Set exercise:
Transcribe all of the material exactly. Any picture in it should be left out.

Given data:
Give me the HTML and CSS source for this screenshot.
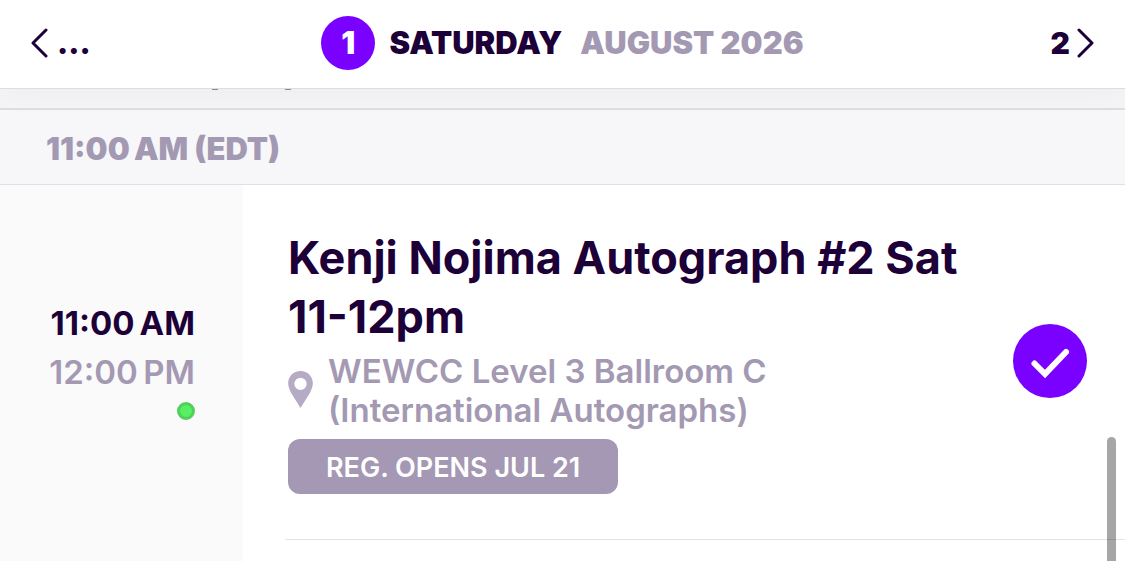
FILE: index.html
```html
<!DOCTYPE html>
<html lang="en">
<head>
<meta charset="utf-8">
<meta name="viewport" content="width=device-width, initial-scale=1">
<title>Schedule</title>
<link rel="stylesheet" href="styles.css">
</head>
<body>
<div class="app">
  <header class="daybar">
    <button class="nav nav-prev" type="button" aria-label="Previous day">
      <svg class="chevron" viewBox="0 0 18 30" aria-hidden="true"><path d="M16 2 L3 15 L16 28"/></svg>
      <span>...</span>
    </button>
    <h1 class="day">
      <span class="day-number">1</span>
      <span class="weekday">SATURDAY</span>
      <span class="month">AUGUST 2026</span>
    </h1>
    <button class="nav nav-next" type="button" aria-label="Next day">
      <span>2</span>
      <svg class="chevron" viewBox="0 0 18 30" aria-hidden="true"><path d="M2 2 L15 15 L2 28"/></svg>
    </button>
  </header>
  <main class="schedule">
    <div class="previous" aria-hidden="true"><i class="tail"></i><i class="tail"></i></div>
    <h2 class="slot">11:00&#8239;AM (EDT)</h2>
    <article class="event">
      <div class="times">
        <time class="start">11:00&#8239;AM</time>
        <time class="end">12:00&#8239;PM</time>
        <span class="status"></span>
      </div>
      <div class="body">
        <div class="details">
          <h3 class="title">Kenji Nojima Autograph #2 Sat 11-12pm</h3>
          <p class="place">
            <svg class="pin" viewBox="0 0 24 36" aria-hidden="true"><path fill-rule="evenodd" d="M12 0C5.200 0 0 5.300 0 12c0 3 1.200 6 2.600 8.800L12 36l9.400-15.200C22.800 18 24 15 24 12 24 5.300 18.800 0 12 0Zm0 6.500a6 6 0 1 1 0 12 6 6 0 0 1 0-12Z"/></svg>
            <span>WEWCC Level 3 Ballroom C<br>(International Autographs)</span>
          </p>
          <span class="badge">REG. OPENS JUL 21</span>
        </div>
        <button class="check" type="button" aria-pressed="true" aria-label="Added to my schedule">
          <svg viewBox="0 0 74 74" aria-hidden="true"><path d="M21.500 39.500 L32 50 L53 28"/></svg>
        </button>
      </div>
    </article>
    <div class="next"></div>
  </main>
  <div class="scroll-thumb"></div>
</div>
</body>
</html>
```
FILE: styles.css
```css
* { box-sizing: border-box; }
body {
  margin: 0;
  background: #fff;
  color: #1d0038;
  font-family: Inter, "Liberation Sans", sans-serif;
}
h1, h2, h3, p { margin: 0; }
button {
  border: 0;
  padding: 0;
  background: none;
  color: inherit;
  font: inherit;
  cursor: pointer;
}
.app {
  position: relative;
  height: 100vh;
  display: flex;
  flex-direction: column;
  overflow: hidden;
}

.daybar {
  position: relative;
  z-index: 1;
  display: grid;
  grid-template-columns: 1fr auto 1fr;
  align-items: center;
  padding: 16px 30px 18px;
  background: #fff;
  border-bottom: 1px solid #dddde0;
  box-shadow: 0 4px 32px rgba(0, 0, 0, 0.04);
}
.nav {
  display: flex;
  align-items: center;
  font-size: 30px;
  font-weight: 900;
  line-height: 36px;
}
.nav-prev { justify-self: start; gap: 9px; }
.nav-next { justify-self: end; gap: 7px; }
.chevron {
  width: 18px;
  height: 30px;
  fill: none;
  stroke: #1d0038;
  stroke-width: 3;
  stroke-linecap: round;
  stroke-linejoin: round;
}
.day {
  display: flex;
  align-items: center;
  font-size: 31px;
  font-weight: 900;
  line-height: 54px;
}
.day-number {
  width: 54px;
  height: 54px;
  border-radius: 50%;
  background: #7a00ff;
  color: #fff;
  text-align: center;
}
.weekday { margin-left: 14px; }
.month { margin-left: 18px; color: #a499b2; }

.schedule {
  flex: 1;
  display: flex;
  flex-direction: column;
}
.previous {
  display: flex;
  gap: 67px;
  height: 21px;
  padding-left: 212px;
  background: #f5f5f7;
  border-bottom: 2px solid #dedee1;
}
.tail {
  width: 6px;
  height: 1px;
  background: #928b9b;
}
.slot {
  padding: 21px 46px 17px;
  background: #f7f7fa;
  border-bottom: 1px solid #e0e0e3;
  color: #a499b2;
  font-size: 31px;
  font-weight: 900;
  line-height: 36px;
}
.event { display: flex; }
.times {
  display: flex;
  flex-direction: column;
  justify-content: center;
  align-items: flex-end;
  width: 243px;
  padding: 0 48px 6px 0;
  background: #fafafb;
  font-size: 33px;
  font-weight: 600;
  line-height: 49px;
}
.start { font-weight: 700; }
.end { color: #a499b2; }
.status {
  width: 18px;
  height: 18px;
  margin-top: 5px;
  border: 3px solid #50cf5a;
  border-radius: 50%;
  background: #58ef63;
}
.body {
  flex: 1;
  display: flex;
  align-items: center;
  justify-content: space-between;
  gap: 40px;
  margin-left: 42px;
  padding: 43px 38px 45px 3px;
  border-bottom: 1px solid #e3e3e6;
}
.title {
  font-size: 45px;
  font-weight: 700;
  line-height: 59px;
}
.place {
  display: flex;
  align-items: center;
  gap: 15px;
  margin: 6px 0 9px;
  color: #a499b2;
  font-size: 33px;
  font-weight: 600;
  line-height: 39px;
}
.pin {
  flex: none;
  width: 25px;
  height: 37px;
  margin-bottom: 4px;
  fill: #b5abc4;
}
.badge {
  display: block;
  width: fit-content;
  padding: 13px 38px 10px;
  border-radius: 12px;
  background: #a598b4;
  color: #fff;
  font-size: 27px;
  font-weight: 600;
  line-height: 32px;
}
.check {
  flex: none;
  width: 74px;
  height: 74px;
  border-radius: 50%;
  background: #7a00ff;
}
.check svg {
  display: block;
  fill: none;
  stroke: #fff;
  stroke-width: 6;
  stroke-linecap: round;
}
.next {
  flex: 1;
  width: 243px;
  background: #fafafb;
}
.scroll-thumb {
  position: absolute;
  right: 9px;
  top: 437px;
  bottom: -20px;
  width: 9px;
  border-radius: 5px;
  background: rgba(0, 0, 0, 0.35);
}
```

Worked answer:
Give me the HTML and CSS source for this screenshot.
FILE: index.html
```html
<!DOCTYPE html>
<html lang="en">
<head>
<meta charset="utf-8">
<meta name="viewport" content="width=device-width, initial-scale=1">
<title>Schedule</title>
<link rel="stylesheet" href="styles.css">
</head>
<body>
<div class="app">
  <header class="daybar">
    <button class="nav nav-prev" type="button" aria-label="Previous day">
      <svg class="chevron" viewBox="0 0 18 30" aria-hidden="true"><path d="M16 2 L3 15 L16 28"/></svg>
      <span>...</span>
    </button>
    <h1 class="day">
      <span class="day-number">1</span>
      <span class="weekday">SATURDAY</span>
      <span class="month">AUGUST 2026</span>
    </h1>
    <button class="nav nav-next" type="button" aria-label="Next day">
      <span>2</span>
      <svg class="chevron" viewBox="0 0 18 30" aria-hidden="true"><path d="M2 2 L15 15 L2 28"/></svg>
    </button>
  </header>
  <main class="schedule">
    <div class="previous" aria-hidden="true"><i class="tail"></i><i class="tail"></i></div>
    <h2 class="slot">11:00&#8239;AM (EDT)</h2>
    <article class="event">
      <div class="times">
        <time class="start">11:00&#8239;AM</time>
        <time class="end">12:00&#8239;PM</time>
        <span class="status"></span>
      </div>
      <div class="body">
        <div class="details">
          <h3 class="title">Kenji Nojima Autograph #2 Sat 11-12pm</h3>
          <p class="place">
            <svg class="pin" viewBox="0 0 24 36" aria-hidden="true"><path fill-rule="evenodd" d="M12 0C5.200 0 0 5.300 0 12c0 3 1.200 6 2.600 8.800L12 36l9.400-15.200C22.800 18 24 15 24 12 24 5.300 18.800 0 12 0Zm0 6.500a6 6 0 1 1 0 12 6 6 0 0 1 0-12Z"/></svg>
            <span>WEWCC Level 3 Ballroom C<br>(International Autographs)</span>
          </p>
          <span class="badge">REG. OPENS JUL 21</span>
        </div>
        <button class="check" type="button" aria-pressed="true" aria-label="Added to my schedule">
          <svg viewBox="0 0 74 74" aria-hidden="true"><path d="M21.500 39.500 L32 50 L53 28"/></svg>
        </button>
      </div>
    </article>
    <div class="next"></div>
  </main>
  <div class="scroll-thumb"></div>
</div>
</body>
</html>
```
FILE: styles.css
```css
* { box-sizing: border-box; }
body {
  margin: 0;
  background: #fff;
  color: #1d0038;
  font-family: Inter, "Liberation Sans", sans-serif;
}
h1, h2, h3, p { margin: 0; }
button {
  border: 0;
  padding: 0;
  background: none;
  color: inherit;
  font: inherit;
  cursor: pointer;
}
.app {
  position: relative;
  height: 100vh;
  display: flex;
  flex-direction: column;
  overflow: hidden;
}

.daybar {
  position: relative;
  z-index: 1;
  display: grid;
  grid-template-columns: 1fr auto 1fr;
  align-items: center;
  padding: 16px 30px 18px;
  background: #fff;
  border-bottom: 1px solid #dddde0;
  box-shadow: 0 4px 32px rgba(0, 0, 0, 0.04);
}
.nav {
  display: flex;
  align-items: center;
  font-size: 30px;
  font-weight: 900;
  line-height: 36px;
}
.nav-prev { justify-self: start; gap: 9px; }
.nav-next { justify-self: end; gap: 7px; }
.chevron {
  width: 18px;
  height: 30px;
  fill: none;
  stroke: #1d0038;
  stroke-width: 3;
  stroke-linecap: round;
  stroke-linejoin: round;
}
.day {
  display: flex;
  align-items: center;
  font-size: 31px;
  font-weight: 900;
  line-height: 54px;
}
.day-number {
  width: 54px;
  height: 54px;
  border-radius: 50%;
  background: #7a00ff;
  color: #fff;
  text-align: center;
}
.weekday { margin-left: 14px; }
.month { margin-left: 18px; color: #a499b2; }

.schedule {
  flex: 1;
  display: flex;
  flex-direction: column;
}
.previous {
  display: flex;
  gap: 67px;
  height: 21px;
  padding-left: 212px;
  background: #f5f5f7;
  border-bottom: 2px solid #dedee1;
}
.tail {
  width: 6px;
  height: 1px;
  background: #928b9b;
}
.slot {
  padding: 21px 46px 17px;
  background: #f7f7fa;
  border-bottom: 1px solid #e0e0e3;
  color: #a499b2;
  font-size: 31px;
  font-weight: 900;
  line-height: 36px;
}
.event { display: flex; }
.times {
  display: flex;
  flex-direction: column;
  justify-content: center;
  align-items: flex-end;
  width: 243px;
  padding: 0 48px 6px 0;
  background: #fafafb;
  font-size: 33px;
  font-weight: 600;
  line-height: 49px;
}
.start { font-weight: 700; }
.end { color: #a499b2; }
.status {
  width: 18px;
  height: 18px;
  margin-top: 5px;
  border: 3px solid #50cf5a;
  border-radius: 50%;
  background: #58ef63;
}
.body {
  flex: 1;
  display: flex;
  align-items: center;
  justify-content: space-between;
  gap: 40px;
  margin-left: 42px;
  padding: 43px 38px 45px 3px;
  border-bottom: 1px solid #e3e3e6;
}
.title {
  font-size: 45px;
  font-weight: 700;
  line-height: 59px;
}
.place {
  display: flex;
  align-items: center;
  gap: 15px;
  margin: 6px 0 9px;
  color: #a499b2;
  font-size: 33px;
  font-weight: 600;
  line-height: 39px;
}
.pin {
  flex: none;
  width: 25px;
  height: 37px;
  margin-bottom: 4px;
  fill: #b5abc4;
}
.badge {
  display: block;
  width: fit-content;
  padding: 13px 38px 10px;
  border-radius: 12px;
  background: #a598b4;
  color: #fff;
  font-size: 27px;
  font-weight: 600;
  line-height: 32px;
}
.check {
  flex: none;
  width: 74px;
  height: 74px;
  border-radius: 50%;
  background: #7a00ff;
}
.check svg {
  display: block;
  fill: none;
  stroke: #fff;
  stroke-width: 6;
  stroke-linecap: round;
}
.next {
  flex: 1;
  width: 243px;
  background: #fafafb;
}
.scroll-thumb {
  position: absolute;
  right: 9px;
  top: 437px;
  bottom: -20px;
  width: 9px;
  border-radius: 5px;
  background: rgba(0, 0, 0, 0.35);
}
```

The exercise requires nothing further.